RECORDED INFORMATION:
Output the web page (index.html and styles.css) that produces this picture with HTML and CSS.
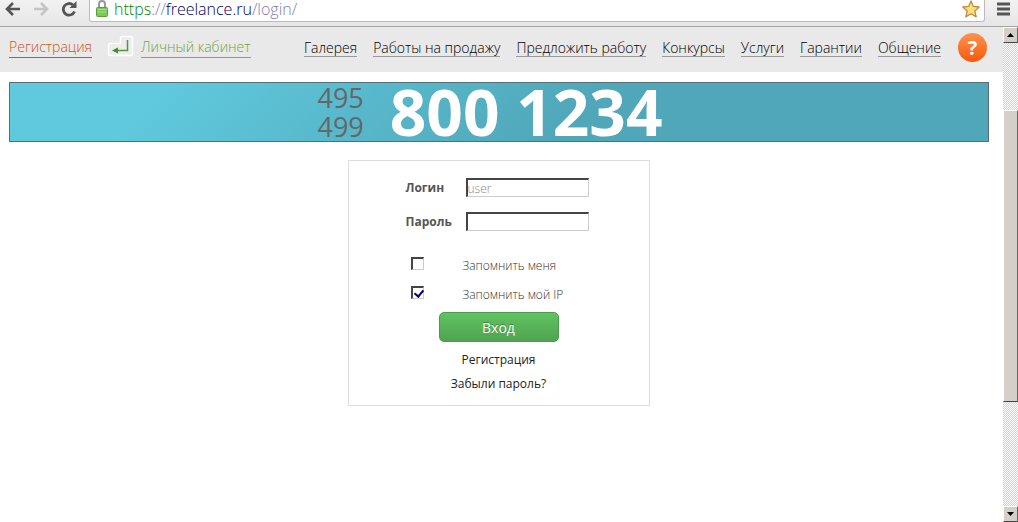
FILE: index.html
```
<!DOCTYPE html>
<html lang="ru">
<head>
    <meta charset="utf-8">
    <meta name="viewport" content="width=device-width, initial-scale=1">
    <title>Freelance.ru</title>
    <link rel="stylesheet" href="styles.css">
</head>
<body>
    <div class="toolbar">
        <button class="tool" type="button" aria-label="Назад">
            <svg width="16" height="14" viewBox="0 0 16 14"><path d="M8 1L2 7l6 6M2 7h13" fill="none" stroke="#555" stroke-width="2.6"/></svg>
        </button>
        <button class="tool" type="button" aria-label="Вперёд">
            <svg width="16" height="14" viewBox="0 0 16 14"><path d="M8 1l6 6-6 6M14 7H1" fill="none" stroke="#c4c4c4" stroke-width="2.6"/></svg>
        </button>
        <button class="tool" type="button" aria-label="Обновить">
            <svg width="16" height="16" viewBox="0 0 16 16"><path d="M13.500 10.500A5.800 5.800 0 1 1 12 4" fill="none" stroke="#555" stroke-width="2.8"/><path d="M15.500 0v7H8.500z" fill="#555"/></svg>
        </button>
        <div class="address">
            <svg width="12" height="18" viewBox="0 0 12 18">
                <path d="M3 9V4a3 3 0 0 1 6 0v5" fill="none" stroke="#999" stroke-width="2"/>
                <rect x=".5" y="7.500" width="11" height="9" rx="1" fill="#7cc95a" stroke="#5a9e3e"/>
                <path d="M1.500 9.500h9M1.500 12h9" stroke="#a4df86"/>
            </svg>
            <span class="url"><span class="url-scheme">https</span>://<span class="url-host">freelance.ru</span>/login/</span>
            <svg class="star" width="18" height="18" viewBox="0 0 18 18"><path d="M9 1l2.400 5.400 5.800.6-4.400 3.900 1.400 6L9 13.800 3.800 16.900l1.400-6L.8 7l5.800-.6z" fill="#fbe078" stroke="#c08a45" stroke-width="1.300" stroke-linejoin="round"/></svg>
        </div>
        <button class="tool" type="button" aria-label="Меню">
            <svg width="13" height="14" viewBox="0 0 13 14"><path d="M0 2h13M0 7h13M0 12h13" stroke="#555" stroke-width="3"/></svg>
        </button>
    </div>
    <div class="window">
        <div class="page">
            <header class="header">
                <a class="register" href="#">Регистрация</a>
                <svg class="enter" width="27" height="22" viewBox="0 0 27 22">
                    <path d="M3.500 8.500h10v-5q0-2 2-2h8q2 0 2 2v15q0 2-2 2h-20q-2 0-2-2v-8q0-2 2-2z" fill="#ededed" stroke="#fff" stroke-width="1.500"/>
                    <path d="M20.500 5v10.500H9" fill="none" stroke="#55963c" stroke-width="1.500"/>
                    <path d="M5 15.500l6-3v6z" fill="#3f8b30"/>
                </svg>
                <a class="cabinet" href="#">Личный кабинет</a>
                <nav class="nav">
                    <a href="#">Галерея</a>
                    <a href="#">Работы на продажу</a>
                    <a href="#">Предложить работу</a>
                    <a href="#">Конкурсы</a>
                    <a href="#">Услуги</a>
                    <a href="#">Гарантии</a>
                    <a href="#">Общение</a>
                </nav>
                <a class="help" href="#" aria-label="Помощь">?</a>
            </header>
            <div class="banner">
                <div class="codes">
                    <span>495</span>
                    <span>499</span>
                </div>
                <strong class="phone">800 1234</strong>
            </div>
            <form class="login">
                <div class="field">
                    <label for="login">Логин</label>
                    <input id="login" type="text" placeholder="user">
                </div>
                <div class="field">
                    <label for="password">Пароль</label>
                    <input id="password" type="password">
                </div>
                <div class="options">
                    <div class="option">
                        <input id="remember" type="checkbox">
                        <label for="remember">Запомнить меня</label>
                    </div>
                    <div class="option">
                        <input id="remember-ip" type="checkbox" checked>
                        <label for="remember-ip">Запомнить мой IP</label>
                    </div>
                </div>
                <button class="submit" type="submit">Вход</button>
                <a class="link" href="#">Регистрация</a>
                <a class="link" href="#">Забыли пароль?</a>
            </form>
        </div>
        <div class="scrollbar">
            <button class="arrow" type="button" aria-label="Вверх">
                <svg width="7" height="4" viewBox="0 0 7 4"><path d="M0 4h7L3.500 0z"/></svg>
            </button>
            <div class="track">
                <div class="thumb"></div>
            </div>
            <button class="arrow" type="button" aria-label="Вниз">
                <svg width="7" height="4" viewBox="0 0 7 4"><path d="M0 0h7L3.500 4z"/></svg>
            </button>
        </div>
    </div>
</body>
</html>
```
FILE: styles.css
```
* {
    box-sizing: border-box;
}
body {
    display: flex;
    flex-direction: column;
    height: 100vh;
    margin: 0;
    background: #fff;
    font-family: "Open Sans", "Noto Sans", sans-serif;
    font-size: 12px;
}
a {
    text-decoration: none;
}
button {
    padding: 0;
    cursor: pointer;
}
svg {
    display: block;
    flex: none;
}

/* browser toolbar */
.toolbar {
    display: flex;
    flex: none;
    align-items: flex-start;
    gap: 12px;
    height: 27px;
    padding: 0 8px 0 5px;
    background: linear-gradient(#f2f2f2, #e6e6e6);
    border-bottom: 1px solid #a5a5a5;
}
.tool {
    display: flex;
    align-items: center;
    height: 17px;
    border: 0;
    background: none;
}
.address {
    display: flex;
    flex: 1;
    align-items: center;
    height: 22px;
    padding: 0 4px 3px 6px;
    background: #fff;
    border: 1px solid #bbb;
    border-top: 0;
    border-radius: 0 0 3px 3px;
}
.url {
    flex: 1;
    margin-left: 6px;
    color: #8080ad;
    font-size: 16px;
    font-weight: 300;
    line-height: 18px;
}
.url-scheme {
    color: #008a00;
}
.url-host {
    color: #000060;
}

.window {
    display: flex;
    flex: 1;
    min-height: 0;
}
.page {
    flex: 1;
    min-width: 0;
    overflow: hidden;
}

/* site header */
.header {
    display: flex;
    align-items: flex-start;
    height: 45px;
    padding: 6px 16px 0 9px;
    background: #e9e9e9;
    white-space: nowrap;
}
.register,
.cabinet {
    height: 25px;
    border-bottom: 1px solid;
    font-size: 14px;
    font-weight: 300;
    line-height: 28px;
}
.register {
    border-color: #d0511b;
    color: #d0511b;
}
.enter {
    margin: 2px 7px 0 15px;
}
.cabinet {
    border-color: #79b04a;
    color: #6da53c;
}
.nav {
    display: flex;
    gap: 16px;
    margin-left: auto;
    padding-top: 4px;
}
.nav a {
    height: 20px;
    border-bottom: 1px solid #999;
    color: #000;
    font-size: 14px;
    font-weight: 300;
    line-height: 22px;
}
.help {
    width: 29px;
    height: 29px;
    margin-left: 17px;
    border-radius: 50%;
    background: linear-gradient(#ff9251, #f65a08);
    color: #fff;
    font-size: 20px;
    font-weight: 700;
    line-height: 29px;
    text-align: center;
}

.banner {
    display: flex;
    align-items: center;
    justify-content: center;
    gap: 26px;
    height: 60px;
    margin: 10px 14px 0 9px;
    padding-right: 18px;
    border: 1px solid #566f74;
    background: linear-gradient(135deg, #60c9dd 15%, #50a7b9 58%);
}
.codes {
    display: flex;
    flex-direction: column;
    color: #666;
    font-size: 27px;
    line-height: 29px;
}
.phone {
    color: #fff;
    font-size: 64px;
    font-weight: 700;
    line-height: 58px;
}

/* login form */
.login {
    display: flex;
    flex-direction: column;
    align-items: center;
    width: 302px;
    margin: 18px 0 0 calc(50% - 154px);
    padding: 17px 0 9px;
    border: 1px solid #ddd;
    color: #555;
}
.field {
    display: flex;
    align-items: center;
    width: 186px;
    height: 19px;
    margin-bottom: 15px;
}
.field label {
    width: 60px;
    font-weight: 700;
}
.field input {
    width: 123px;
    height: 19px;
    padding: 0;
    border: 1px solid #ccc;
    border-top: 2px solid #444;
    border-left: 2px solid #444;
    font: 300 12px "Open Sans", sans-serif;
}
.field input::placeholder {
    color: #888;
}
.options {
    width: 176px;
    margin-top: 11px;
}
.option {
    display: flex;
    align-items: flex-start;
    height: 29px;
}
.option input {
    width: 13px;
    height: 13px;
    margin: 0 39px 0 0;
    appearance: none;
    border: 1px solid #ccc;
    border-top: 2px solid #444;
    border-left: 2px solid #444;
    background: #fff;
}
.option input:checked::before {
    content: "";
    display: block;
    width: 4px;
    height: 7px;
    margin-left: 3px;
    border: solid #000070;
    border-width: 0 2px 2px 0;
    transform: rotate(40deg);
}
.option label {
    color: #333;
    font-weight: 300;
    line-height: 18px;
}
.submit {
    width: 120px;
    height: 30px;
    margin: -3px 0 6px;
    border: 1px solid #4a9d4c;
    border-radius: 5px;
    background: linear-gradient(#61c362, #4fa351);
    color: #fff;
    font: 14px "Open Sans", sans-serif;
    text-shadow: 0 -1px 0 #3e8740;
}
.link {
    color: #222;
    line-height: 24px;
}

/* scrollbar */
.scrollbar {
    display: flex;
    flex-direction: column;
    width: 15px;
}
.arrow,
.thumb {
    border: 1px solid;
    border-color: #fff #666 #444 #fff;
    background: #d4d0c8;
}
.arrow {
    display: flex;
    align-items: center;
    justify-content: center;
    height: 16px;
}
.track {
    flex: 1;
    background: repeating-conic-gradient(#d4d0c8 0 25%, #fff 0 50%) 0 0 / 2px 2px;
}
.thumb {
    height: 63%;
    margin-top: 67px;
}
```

* * *

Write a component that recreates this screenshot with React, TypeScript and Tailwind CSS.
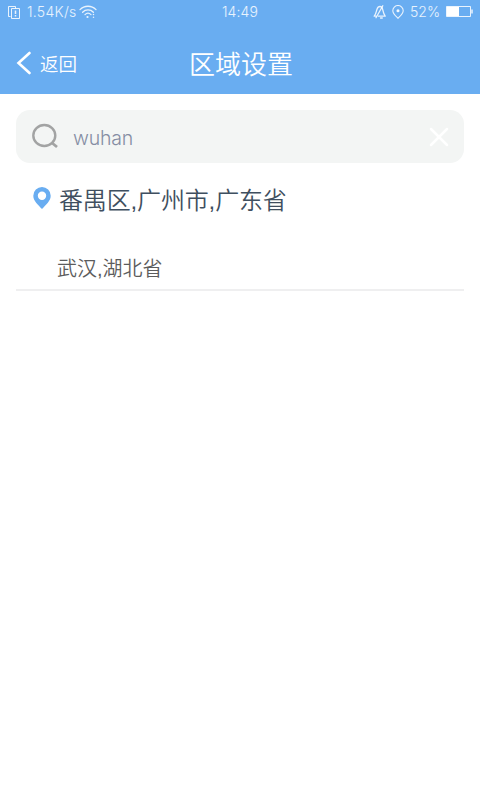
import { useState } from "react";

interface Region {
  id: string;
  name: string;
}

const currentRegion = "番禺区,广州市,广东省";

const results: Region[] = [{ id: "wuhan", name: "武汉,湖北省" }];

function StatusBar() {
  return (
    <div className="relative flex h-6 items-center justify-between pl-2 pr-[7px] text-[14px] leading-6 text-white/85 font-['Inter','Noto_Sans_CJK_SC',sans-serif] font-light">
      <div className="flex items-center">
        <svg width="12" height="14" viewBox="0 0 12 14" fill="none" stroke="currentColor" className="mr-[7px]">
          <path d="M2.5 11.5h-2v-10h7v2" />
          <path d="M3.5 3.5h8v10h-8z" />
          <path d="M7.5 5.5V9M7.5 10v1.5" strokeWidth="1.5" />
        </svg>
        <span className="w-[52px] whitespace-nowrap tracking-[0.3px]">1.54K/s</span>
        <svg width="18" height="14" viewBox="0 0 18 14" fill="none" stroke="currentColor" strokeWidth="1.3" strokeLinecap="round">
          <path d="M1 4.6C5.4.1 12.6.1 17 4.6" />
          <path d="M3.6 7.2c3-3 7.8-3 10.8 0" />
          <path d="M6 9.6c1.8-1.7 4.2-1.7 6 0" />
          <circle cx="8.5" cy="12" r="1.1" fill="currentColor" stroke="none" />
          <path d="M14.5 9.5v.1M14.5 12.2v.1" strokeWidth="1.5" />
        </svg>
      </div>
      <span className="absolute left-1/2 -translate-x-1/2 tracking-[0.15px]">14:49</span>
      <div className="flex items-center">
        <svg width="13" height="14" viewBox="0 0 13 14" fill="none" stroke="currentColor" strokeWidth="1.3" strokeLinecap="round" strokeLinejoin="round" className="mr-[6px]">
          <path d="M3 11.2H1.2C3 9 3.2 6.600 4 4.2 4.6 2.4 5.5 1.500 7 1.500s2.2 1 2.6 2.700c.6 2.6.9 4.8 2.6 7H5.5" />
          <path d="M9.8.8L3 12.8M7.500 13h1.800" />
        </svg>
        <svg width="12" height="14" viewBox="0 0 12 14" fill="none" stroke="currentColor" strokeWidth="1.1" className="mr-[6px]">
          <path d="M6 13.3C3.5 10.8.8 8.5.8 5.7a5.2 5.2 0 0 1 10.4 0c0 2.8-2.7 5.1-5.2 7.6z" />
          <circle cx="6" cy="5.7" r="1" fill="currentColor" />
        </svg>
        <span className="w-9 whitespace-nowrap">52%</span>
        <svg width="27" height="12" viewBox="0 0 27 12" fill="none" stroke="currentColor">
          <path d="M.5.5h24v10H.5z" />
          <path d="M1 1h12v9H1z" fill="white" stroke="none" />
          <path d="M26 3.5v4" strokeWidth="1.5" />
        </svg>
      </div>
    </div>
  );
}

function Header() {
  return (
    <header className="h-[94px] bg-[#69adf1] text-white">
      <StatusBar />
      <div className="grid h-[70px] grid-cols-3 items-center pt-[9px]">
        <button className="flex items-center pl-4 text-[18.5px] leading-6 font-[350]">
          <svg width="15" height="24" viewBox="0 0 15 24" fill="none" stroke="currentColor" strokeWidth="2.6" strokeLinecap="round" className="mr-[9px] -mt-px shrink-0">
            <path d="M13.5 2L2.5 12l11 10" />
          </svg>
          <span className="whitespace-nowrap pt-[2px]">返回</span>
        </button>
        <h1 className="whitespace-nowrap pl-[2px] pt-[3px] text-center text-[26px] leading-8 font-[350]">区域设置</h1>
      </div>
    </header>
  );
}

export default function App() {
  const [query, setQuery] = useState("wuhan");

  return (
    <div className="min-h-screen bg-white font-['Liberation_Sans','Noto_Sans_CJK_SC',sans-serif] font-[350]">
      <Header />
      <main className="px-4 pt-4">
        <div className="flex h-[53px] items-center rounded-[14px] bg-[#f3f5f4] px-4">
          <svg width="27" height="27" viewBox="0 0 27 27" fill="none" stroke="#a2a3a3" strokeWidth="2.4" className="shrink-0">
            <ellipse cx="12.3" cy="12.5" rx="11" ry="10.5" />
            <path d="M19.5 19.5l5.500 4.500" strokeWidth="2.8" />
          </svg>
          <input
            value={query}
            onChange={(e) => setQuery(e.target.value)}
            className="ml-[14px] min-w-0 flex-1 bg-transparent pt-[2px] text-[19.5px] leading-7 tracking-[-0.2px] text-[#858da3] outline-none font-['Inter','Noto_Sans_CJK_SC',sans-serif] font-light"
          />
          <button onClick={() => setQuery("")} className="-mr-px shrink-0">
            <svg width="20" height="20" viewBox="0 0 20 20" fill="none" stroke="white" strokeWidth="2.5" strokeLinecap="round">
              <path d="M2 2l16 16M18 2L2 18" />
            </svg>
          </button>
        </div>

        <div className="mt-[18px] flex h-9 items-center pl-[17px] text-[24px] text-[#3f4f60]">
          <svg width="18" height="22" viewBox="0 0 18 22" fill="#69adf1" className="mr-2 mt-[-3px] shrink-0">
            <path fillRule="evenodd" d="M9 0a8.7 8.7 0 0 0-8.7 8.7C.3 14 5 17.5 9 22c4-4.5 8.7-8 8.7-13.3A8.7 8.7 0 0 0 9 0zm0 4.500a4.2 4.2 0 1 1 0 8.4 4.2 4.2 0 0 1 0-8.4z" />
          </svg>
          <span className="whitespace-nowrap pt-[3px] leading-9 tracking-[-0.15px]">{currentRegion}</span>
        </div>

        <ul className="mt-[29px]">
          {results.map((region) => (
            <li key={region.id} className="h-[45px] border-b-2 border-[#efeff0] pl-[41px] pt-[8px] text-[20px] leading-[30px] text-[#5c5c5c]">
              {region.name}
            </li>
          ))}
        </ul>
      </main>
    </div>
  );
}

GOAL OF THE EXERCISE:
Repeat exactly, and only, the entries from the line with "Write a component" through the line with "const results: Region[]". Pictures are skipped.

TASK RESULT:
Write a component that recreates this screenshot with React, TypeScript and Tailwind CSS.
import { useState } from "react";

interface Region {
  id: string;
  name: string;
}

const currentRegion = "番禺区,广州市,广东省";

const results: Region[] = [{ id: "wuhan", name: "武汉,湖北省" }];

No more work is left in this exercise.